• Task directions: Print word for word the first line of the listing below and every line after it, through the line with "const ANNOT = '#3d3ec9';". Leave out the pictures and the rest.

━━━━━━━━━━━━━━━━━━━━━━━━━━━━━━

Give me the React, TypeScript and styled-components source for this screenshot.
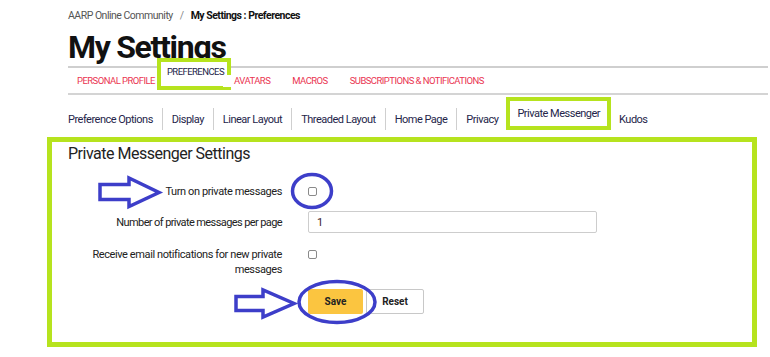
import styled, { createGlobalStyle } from 'styled-components';

const GlobalStyle = createGlobalStyle`
  body {
    margin: 0;
    background: #fff;
    font-family: Roboto, 'Liberation Sans', Arial, sans-serif;
    color: #222;
  }
`;

const LIME = '#b6e31e';
const ANNOT = '#3d3ec9';

const mainTabs = [
  { label: 'Personal Profile' },
  { label: 'Preferences', active: true },
  { label: 'Avatars' },
  { label: 'Macros' },
  { label: 'Subscriptions & Notifications' },
];

const subTabs = [
  { label: 'Preference Options' },
  { label: 'Display' },
  { label: 'Linear Layout' },
  { label: 'Threaded Layout' },
  { label: 'Home Page' },
  { label: 'Privacy' },
  { label: 'Private Messenger', active: true },
  { label: 'Kudos' },
];

function App() {
  return (
    <Page>
      <GlobalStyle />
      <Breadcrumb>
        <Crumb>AARP Online Community</Crumb>
        <Slash>/</Slash>
        <CurrentCrumb>My Settings : Preferences</CurrentCrumb>
      </Breadcrumb>
      <Title>My Settings</Title>
      <TabBar>
        {mainTabs.map(tab => (
          <Tab key={tab.label} active={tab.active}>
            {tab.label}
          </Tab>
        ))}
      </TabBar>
      <SubTabBar>
        {subTabs.map((tab, i) => (
          <SubTab
            key={tab.label}
            active={tab.active}
            divider={i > 0 && !tab.active && !subTabs[i - 1].active}
          >
            {tab.label}
          </SubTab>
        ))}
      </SubTabBar>
      <SettingsBox>
        <Heading>Private Messenger Settings</Heading>
        <Form>
          <Row top={16}>
            <Label>Turn on private messages</Label>
            <Control>
              <Check type="checkbox" />
            </Control>
          </Row>
          <Row top={9}>
            <Label tight>Number of private messages per page</Label>
            <Control>
              <TextInput readOnly defaultValue="1" />
            </Control>
          </Row>
          <Row top={14} alignTop>
            <Label indent>
              Receive email notifications for new private messages
            </Label>
            <Control>
              <Check type="checkbox" />
            </Control>
          </Row>
          <Buttons>
            <SaveButton>Save</SaveButton>
            <ResetButton>Reset</ResetButton>
          </Buttons>
        </Form>
      </SettingsBox>

      <Overlay width="770" height="357" viewBox="0 0 770 357">
        <path
          d="M100 184.5 L129 184.5 L129 178 L159 192.5 L129 206.5 L129 199.5 L100 199.5 Z"
          fill="none"
          stroke={ANNOT}
          strokeWidth="3.5"
        />
        <ellipse cx="312" cy="191" rx="19.5" ry="16.5" fill="none" stroke={ANNOT} strokeWidth="3.5" />
        <path
          d="M236 296.5 L263 296.5 L263 290 L294 303.5 L263 317 L263 310.5 L236 310.5 Z"
          fill="none"
          stroke={ANNOT}
          strokeWidth="3.5"
        />
        <ellipse cx="337" cy="302" rx="38" ry="20.5" fill="none" stroke={ANNOT} strokeWidth="3.5" />
      </Overlay>
    </Page>
  );
}

export default App;

const Page = styled.div`
  position: relative;
  width: 770px;
  height: 357px;
  overflow: hidden;
  padding-left: 68px;
  box-sizing: border-box;
`;

const Breadcrumb = styled.div`
  display: flex;
  align-items: center;
  gap: 7px;
  padding-top: 8px;
  height: 14px;
  font-size: 10.5px;
  letter-spacing: -0.5px;
`;

const Crumb = styled.span`
  color: #555;
`;

const Slash = styled.span`
  color: #888;
`;

const CurrentCrumb = styled.span`
  font-weight: 700;
  color: #111;
`;

const Title = styled.h1`
  margin: 9px 0 0;
  font-size: 32px;
  line-height: 32px;
  height: 32px;
  font-weight: 700;
  letter-spacing: -1.3px;
  color: #111;
`;

const TabBar = styled.div`
  display: flex;
  align-items: center;
  width: 700px;
  height: 25px;
  margin-top: 3px;
  border-top: 2px solid #cfcfcf;
  border-bottom: 2px solid #d4d4d4;
`;

type TabProps = {
  active?: boolean;
};

const Tab = styled.div<TabProps>`
  position: relative;
  z-index: 1;
  box-sizing: border-box;
  font-size: 9.5px;
  line-height: 12px;
  text-transform: uppercase;
  letter-spacing: -0.55px;
  white-space: nowrap;
  color: ${props => (props.active ? '#23234a' : '#ea3552')};
  padding: ${props => (props.active ? '4px 3px 0 6px' : '0 11px')};
  align-self: ${props => (props.active ? 'flex-start' : 'center')};
  margin: ${props => (props.active ? '-10px -8px 0 -9px' : '0')};
  height: ${props => (props.active ? '32px' : 'auto')};
  background: #fff;
  border: ${props => (props.active ? `4px solid ${LIME}` : 'none')};
  &:first-child {
    padding-left: 9px;
  }
`;

type SubTabProps = {
  active?: boolean;
  divider?: boolean;
};

const SubTabBar = styled.div`
  display: flex;
  align-items: flex-end;
  height: 22px;
  margin-top: 13px;
`;

const SubTab = styled.div<SubTabProps>`
  display: flex;
  align-items: center;
  box-sizing: border-box;
  font-size: 11px;
  letter-spacing: -0.5px;
  color: #25254a;
  white-space: nowrap;
  height: ${props => (props.active ? '33px' : '22px')};
  padding: ${props => (props.active ? '0 7px 1px' : '0 9px')};
  margin: ${props => (props.active ? '0 -1px 0 -1px' : '0')};
  border: ${props => (props.active ? `4px solid ${LIME}` : 'none')};
  border-left: ${props => (props.divider ? '1px solid #cfcfcf' : null)};
  &:first-child {
    padding-left: 0;
  }
`;

const SettingsBox = styled.section`
  box-sizing: border-box;
  width: 710px;
  height: 210px;
  margin: 7px 0 0 -21px;
  padding: 2px 16px 0 16px;
  border: 5px solid ${LIME};
`;

const Heading = styled.h2`
  margin: 0;
  font-size: 16px;
  line-height: 20px;
  font-weight: 400;
  letter-spacing: -0.5px;
  color: #222;
`;

const Form = styled.div`
  display: flex;
  flex-direction: column;
`;

type RowProps = {
  top: number;
  alignTop?: boolean;
};

const Row = styled.div<RowProps>`
  display: grid;
  grid-template-columns: 214px 289px;
  column-gap: 26px;
  align-items: ${props => (props.alignTop ? 'start' : 'center')};
  min-height: 22px;
  margin-top: ${props => props.top}px;
`;

type LabelProps = {
  indent?: boolean;
  tight?: boolean;
};

const Label = styled.div<LabelProps>`
  text-align: right;
  font-size: 11px;
  line-height: 15px;
  letter-spacing: ${props => (props.tight ? '-0.6px' : '-0.4px')};
  color: #222;
  padding-left: ${props => (props.indent ? '22px' : '0')};
`;

const Control = styled.div`
  display: flex;
  align-items: center;
  min-height: 15px;
`;

const Check = styled.input`
  appearance: none;
  margin: 0;
  width: 9px;
  height: 9px;
  border: 1px solid #8a8a8a;
  border-radius: 2px;
  background: #fff;
`;

const TextInput = styled.input`
  box-sizing: border-box;
  width: 289px;
  height: 22px;
  margin: 0;
  padding: 0 8px;
  border: 1px solid #cdcdcd;
  border-radius: 2px;
  font-family: Roboto, 'Liberation Sans', Arial, sans-serif;
  font-size: 11px;
  color: #3a1d2a;
  outline: none;
`;

const Buttons = styled.div`
  display: flex;
  gap: 3px;
  margin: 12px 0 0 240px;
`;

const SaveButton = styled.button`
  width: 55px;
  height: 25px;
  border: none;
  border-radius: 2px;
  background: #fbc540;
  font-family: Roboto, 'Liberation Sans', Arial, sans-serif;
  font-size: 10px;
  font-weight: 700;
  color: #222;
`;

const ResetButton = styled.button`
  width: 58px;
  height: 25px;
  border: 1px solid #c8c8c8;
  border-radius: 2px;
  background: #fff;
  font-family: Roboto, 'Liberation Sans', Arial, sans-serif;
  font-size: 10px;
  font-weight: 700;
  color: #222;
`;

const Overlay = styled.svg`
  position: absolute;
  left: 0;
  top: 0;
  pointer-events: none;
`;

━━━━━━━━━━━━━━━━━━━━━━━━━━━━━━

• Correct answer:
Give me the React, TypeScript and styled-components source for this screenshot.
import styled, { createGlobalStyle } from 'styled-components';

const GlobalStyle = createGlobalStyle`
  body {
    margin: 0;
    background: #fff;
    font-family: Roboto, 'Liberation Sans', Arial, sans-serif;
    color: #222;
  }
`;

const LIME = '#b6e31e';
const ANNOT = '#3d3ec9';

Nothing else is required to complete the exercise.